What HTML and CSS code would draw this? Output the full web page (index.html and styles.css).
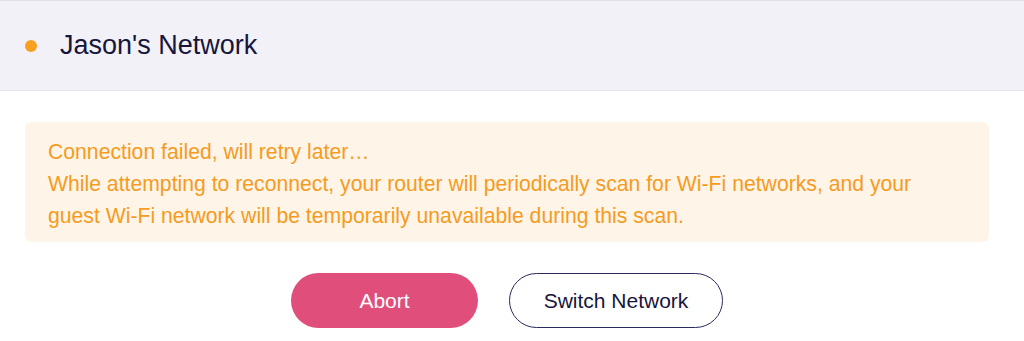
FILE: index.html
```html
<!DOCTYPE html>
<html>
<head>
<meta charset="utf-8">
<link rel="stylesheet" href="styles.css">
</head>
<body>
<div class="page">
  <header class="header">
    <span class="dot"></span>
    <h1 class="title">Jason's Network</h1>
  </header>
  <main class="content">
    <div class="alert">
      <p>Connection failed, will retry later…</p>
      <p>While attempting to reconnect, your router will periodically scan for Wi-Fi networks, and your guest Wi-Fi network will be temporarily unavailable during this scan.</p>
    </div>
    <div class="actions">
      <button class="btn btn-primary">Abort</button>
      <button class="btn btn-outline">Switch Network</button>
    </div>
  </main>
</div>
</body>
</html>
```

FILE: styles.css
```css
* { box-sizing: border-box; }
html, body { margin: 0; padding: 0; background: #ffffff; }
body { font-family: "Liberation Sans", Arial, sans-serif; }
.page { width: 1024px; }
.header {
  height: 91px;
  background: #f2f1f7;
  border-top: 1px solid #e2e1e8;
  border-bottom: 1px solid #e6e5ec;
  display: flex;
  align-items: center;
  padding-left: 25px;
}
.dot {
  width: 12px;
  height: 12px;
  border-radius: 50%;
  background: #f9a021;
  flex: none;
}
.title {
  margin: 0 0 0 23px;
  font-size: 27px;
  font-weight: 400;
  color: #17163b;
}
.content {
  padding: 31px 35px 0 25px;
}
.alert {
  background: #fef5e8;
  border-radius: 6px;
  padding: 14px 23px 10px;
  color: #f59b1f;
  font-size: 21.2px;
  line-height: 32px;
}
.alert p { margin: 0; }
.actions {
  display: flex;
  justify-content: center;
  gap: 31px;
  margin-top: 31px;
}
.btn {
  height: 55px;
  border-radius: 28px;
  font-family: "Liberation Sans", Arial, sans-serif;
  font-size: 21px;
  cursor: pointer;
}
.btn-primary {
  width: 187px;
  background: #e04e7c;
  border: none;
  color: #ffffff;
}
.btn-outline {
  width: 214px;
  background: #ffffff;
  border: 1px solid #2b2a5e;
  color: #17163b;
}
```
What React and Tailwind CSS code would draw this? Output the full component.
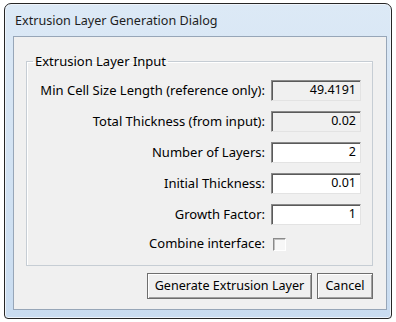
================================
◆ Problem to solve
Copy all the entries word for word. Omit any pictures.

◆ Result
What HTML and CSS code would draw this? Output the full web page (index.html and styles.css).
FILE: index.html
```html
<!DOCTYPE html>
<html>
<head>
<meta charset="utf-8">
<link rel="stylesheet" href="styles.css">
</head>
<body>
<div class="page">
  <header class="header">
    <span class="dot"></span>
    <h1 class="title">Jason's Network</h1>
  </header>
  <main class="content">
    <div class="alert">
      <p>Connection failed, will retry later…</p>
      <p>While attempting to reconnect, your router will periodically scan for Wi-Fi networks, and your guest Wi-Fi network will be temporarily unavailable during this scan.</p>
    </div>
    <div class="actions">
      <button class="btn btn-primary">Abort</button>
      <button class="btn btn-outline">Switch Network</button>
    </div>
  </main>
</div>
</body>
</html>
```

FILE: styles.css
```css
* { box-sizing: border-box; }
html, body { margin: 0; padding: 0; background: #ffffff; }
body { font-family: "Liberation Sans", Arial, sans-serif; }
.page { width: 1024px; }
.header {
  height: 91px;
  background: #f2f1f7;
  border-top: 1px solid #e2e1e8;
  border-bottom: 1px solid #e6e5ec;
  display: flex;
  align-items: center;
  padding-left: 25px;
}
.dot {
  width: 12px;
  height: 12px;
  border-radius: 50%;
  background: #f9a021;
  flex: none;
}
.title {
  margin: 0 0 0 23px;
  font-size: 27px;
  font-weight: 400;
  color: #17163b;
}
.content {
  padding: 31px 35px 0 25px;
}
.alert {
  background: #fef5e8;
  border-radius: 6px;
  padding: 14px 23px 10px;
  color: #f59b1f;
  font-size: 21.2px;
  line-height: 32px;
}
.alert p { margin: 0; }
.actions {
  display: flex;
  justify-content: center;
  gap: 31px;
  margin-top: 31px;
}
.btn {
  height: 55px;
  border-radius: 28px;
  font-family: "Liberation Sans", Arial, sans-serif;
  font-size: 21px;
  cursor: pointer;
}
.btn-primary {
  width: 187px;
  background: #e04e7c;
  border: none;
  color: #ffffff;
}
.btn-outline {
  width: 214px;
  background: #ffffff;
  border: 1px solid #2b2a5e;
  color: #17163b;
}
```
What React and Tailwind CSS code would draw this? Output the full component.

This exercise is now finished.